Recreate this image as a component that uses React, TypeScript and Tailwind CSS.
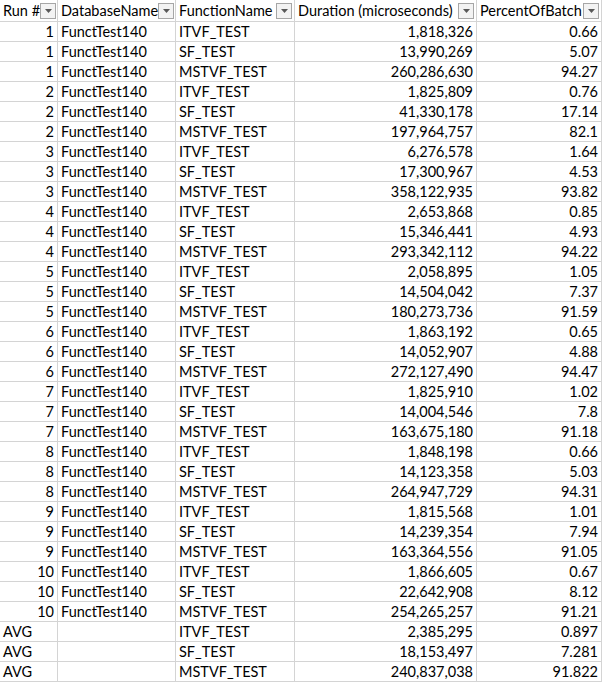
const rows: [string, string, string, string, string][] = [
  ['1', 'FunctTest140', 'ITVF_TEST', '1,818,326', '0.66'],
  ['1', 'FunctTest140', 'SF_TEST', '13,990,269', '5.07'],
  ['1', 'FunctTest140', 'MSTVF_TEST', '260,286,630', '94.27'],
  ['2', 'FunctTest140', 'ITVF_TEST', '1,825,809', '0.76'],
  ['2', 'FunctTest140', 'SF_TEST', '41,330,178', '17.14'],
  ['2', 'FunctTest140', 'MSTVF_TEST', '197,964,757', '82.1'],
  ['3', 'FunctTest140', 'ITVF_TEST', '6,276,578', '1.64'],
  ['3', 'FunctTest140', 'SF_TEST', '17,300,967', '4.53'],
  ['3', 'FunctTest140', 'MSTVF_TEST', '358,122,935', '93.82'],
  ['4', 'FunctTest140', 'ITVF_TEST', '2,653,868', '0.85'],
  ['4', 'FunctTest140', 'SF_TEST', '15,346,441', '4.93'],
  ['4', 'FunctTest140', 'MSTVF_TEST', '293,342,112', '94.22'],
  ['5', 'FunctTest140', 'ITVF_TEST', '2,058,895', '1.05'],
  ['5', 'FunctTest140', 'SF_TEST', '14,504,042', '7.37'],
  ['5', 'FunctTest140', 'MSTVF_TEST', '180,273,736', '91.59'],
  ['6', 'FunctTest140', 'ITVF_TEST', '1,863,192', '0.65'],
  ['6', 'FunctTest140', 'SF_TEST', '14,052,907', '4.88'],
  ['6', 'FunctTest140', 'MSTVF_TEST', '272,127,490', '94.47'],
  ['7', 'FunctTest140', 'ITVF_TEST', '1,825,910', '1.02'],
  ['7', 'FunctTest140', 'SF_TEST', '14,004,546', '7.8'],
  ['7', 'FunctTest140', 'MSTVF_TEST', '163,675,180', '91.18'],
  ['8', 'FunctTest140', 'ITVF_TEST', '1,848,198', '0.66'],
  ['8', 'FunctTest140', 'SF_TEST', '14,123,358', '5.03'],
  ['8', 'FunctTest140', 'MSTVF_TEST', '264,947,729', '94.31'],
  ['9', 'FunctTest140', 'ITVF_TEST', '1,815,568', '1.01'],
  ['9', 'FunctTest140', 'SF_TEST', '14,239,354', '7.94'],
  ['9', 'FunctTest140', 'MSTVF_TEST', '163,364,556', '91.05'],
  ['10', 'FunctTest140', 'ITVF_TEST', '1,866,605', '0.67'],
  ['10', 'FunctTest140', 'SF_TEST', '22,642,908', '8.12'],
  ['10', 'FunctTest140', 'MSTVF_TEST', '254,265,257', '91.21'],
  ['AVG', '', 'ITVF_TEST', '2,385,295', '0.897'],
  ['AVG', '', 'SF_TEST', '18,153,497', '7.281'],
  ['AVG', '', 'MSTVF_TEST', '240,837,038', '91.822'],
];

const cols = 'grid grid-cols-[58px_118px_119px_182px_125px]';
const cell = 'h-5 border-r border-b border-[#d4d4d4] px-[3px] leading-5 whitespace-nowrap overflow-hidden';

function Filter() {
  return (
    <span className="ml-auto flex h-[16px] w-[16px] shrink-0 items-center justify-center border border-[#a6a6a6] bg-[#f3f3f3]">
      <svg width="7" height="4" viewBox="0 0 7 4"><path d="M0 0h7L3.5 4z" fill="#595959" /></svg>
    </span>
  );
}

export default function App() {
  const headers = ['Run #', 'DatabaseName', 'FunctionName', 'Duration (microseconds)', 'PercentOfBatch'];
  return (
    <div className="h-[685px] w-[604px] overflow-hidden bg-white text-[14.5px] text-black" style={{ fontFamily: 'Lato, "Open Sans", sans-serif' }}>
      <div className={cols}>
        {headers.map((h) => (
          <div key={h} className="flex h-[22px] items-center border-r border-b border-[#d4d4d4] pl-[3px] pr-[2px] whitespace-nowrap">
            <span>{h}</span>
            <Filter />
          </div>
        ))}
      </div>
      {rows.map((r, i) => (
        <div key={i} className={cols}>
          <div className={`${cell} ${r[0] === 'AVG' ? 'text-left' : 'text-right'}`}>{r[0]}</div>
          <div className={cell}>{r[1]}</div>
          <div className={cell}>{r[2]}</div>
          <div className={`${cell} text-right`}>{r[3]}</div>
          <div className={`${cell} text-right`}>{r[4]}</div>
        </div>
      ))}
    </div>
  );
}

_ _ _ _

# Exercise task
Reproduce the material word for word. Any pictures should be left out of the copy.

# Final result
Recreate this image as a component that uses React, TypeScript and Tailwind CSS.
const rows: [string, string, string, string, string][] = [
  ['1', 'FunctTest140', 'ITVF_TEST', '1,818,326', '0.66'],
  ['1', 'FunctTest140', 'SF_TEST', '13,990,269', '5.07'],
  ['1', 'FunctTest140', 'MSTVF_TEST', '260,286,630', '94.27'],
  ['2', 'FunctTest140', 'ITVF_TEST', '1,825,809', '0.76'],
  ['2', 'FunctTest140', 'SF_TEST', '41,330,178', '17.14'],
  ['2', 'FunctTest140', 'MSTVF_TEST', '197,964,757', '82.1'],
  ['3', 'FunctTest140', 'ITVF_TEST', '6,276,578', '1.64'],
  ['3', 'FunctTest140', 'SF_TEST', '17,300,967', '4.53'],
  ['3', 'FunctTest140', 'MSTVF_TEST', '358,122,935', '93.82'],
  ['4', 'FunctTest140', 'ITVF_TEST', '2,653,868', '0.85'],
  ['4', 'FunctTest140', 'SF_TEST', '15,346,441', '4.93'],
  ['4', 'FunctTest140', 'MSTVF_TEST', '293,342,112', '94.22'],
  ['5', 'FunctTest140', 'ITVF_TEST', '2,058,895', '1.05'],
  ['5', 'FunctTest140', 'SF_TEST', '14,504,042', '7.37'],
  ['5', 'FunctTest140', 'MSTVF_TEST', '180,273,736', '91.59'],
  ['6', 'FunctTest140', 'ITVF_TEST', '1,863,192', '0.65'],
  ['6', 'FunctTest140', 'SF_TEST', '14,052,907', '4.88'],
  ['6', 'FunctTest140', 'MSTVF_TEST', '272,127,490', '94.47'],
  ['7', 'FunctTest140', 'ITVF_TEST', '1,825,910', '1.02'],
  ['7', 'FunctTest140', 'SF_TEST', '14,004,546', '7.8'],
  ['7', 'FunctTest140', 'MSTVF_TEST', '163,675,180', '91.18'],
  ['8', 'FunctTest140', 'ITVF_TEST', '1,848,198', '0.66'],
  ['8', 'FunctTest140', 'SF_TEST', '14,123,358', '5.03'],
  ['8', 'FunctTest140', 'MSTVF_TEST', '264,947,729', '94.31'],
  ['9', 'FunctTest140', 'ITVF_TEST', '1,815,568', '1.01'],
  ['9', 'FunctTest140', 'SF_TEST', '14,239,354', '7.94'],
  ['9', 'FunctTest140', 'MSTVF_TEST', '163,364,556', '91.05'],
  ['10', 'FunctTest140', 'ITVF_TEST', '1,866,605', '0.67'],
  ['10', 'FunctTest140', 'SF_TEST', '22,642,908', '8.12'],
  ['10', 'FunctTest140', 'MSTVF_TEST', '254,265,257', '91.21'],
  ['AVG', '', 'ITVF_TEST', '2,385,295', '0.897'],
  ['AVG', '', 'SF_TEST', '18,153,497', '7.281'],
  ['AVG', '', 'MSTVF_TEST', '240,837,038', '91.822'],
];

const cols = 'grid grid-cols-[58px_118px_119px_182px_125px]';
const cell = 'h-5 border-r border-b border-[#d4d4d4] px-[3px] leading-5 whitespace-nowrap overflow-hidden';

function Filter() {
  return (
    <span className="ml-auto flex h-[16px] w-[16px] shrink-0 items-center justify-center border border-[#a6a6a6] bg-[#f3f3f3]">
      <svg width="7" height="4" viewBox="0 0 7 4"><path d="M0 0h7L3.5 4z" fill="#595959" /></svg>
    </span>
  );
}

export default function App() {
  const headers = ['Run #', 'DatabaseName', 'FunctionName', 'Duration (microseconds)', 'PercentOfBatch'];
  return (
    <div className="h-[685px] w-[604px] overflow-hidden bg-white text-[14.5px] text-black" style={{ fontFamily: 'Lato, "Open Sans", sans-serif' }}>
      <div className={cols}>
        {headers.map((h) => (
          <div key={h} className="flex h-[22px] items-center border-r border-b border-[#d4d4d4] pl-[3px] pr-[2px] whitespace-nowrap">
            <span>{h}</span>
            <Filter />
          </div>
        ))}
      </div>
      {rows.map((r, i) => (
        <div key={i} className={cols}>
          <div className={`${cell} ${r[0] === 'AVG' ? 'text-left' : 'text-right'}`}>{r[0]}</div>
          <div className={cell}>{r[1]}</div>
          <div className={cell}>{r[2]}</div>
          <div className={`${cell} text-right`}>{r[3]}</div>
          <div className={`${cell} text-right`}>{r[4]}</div>
        </div>
      ))}
    </div>
  );
}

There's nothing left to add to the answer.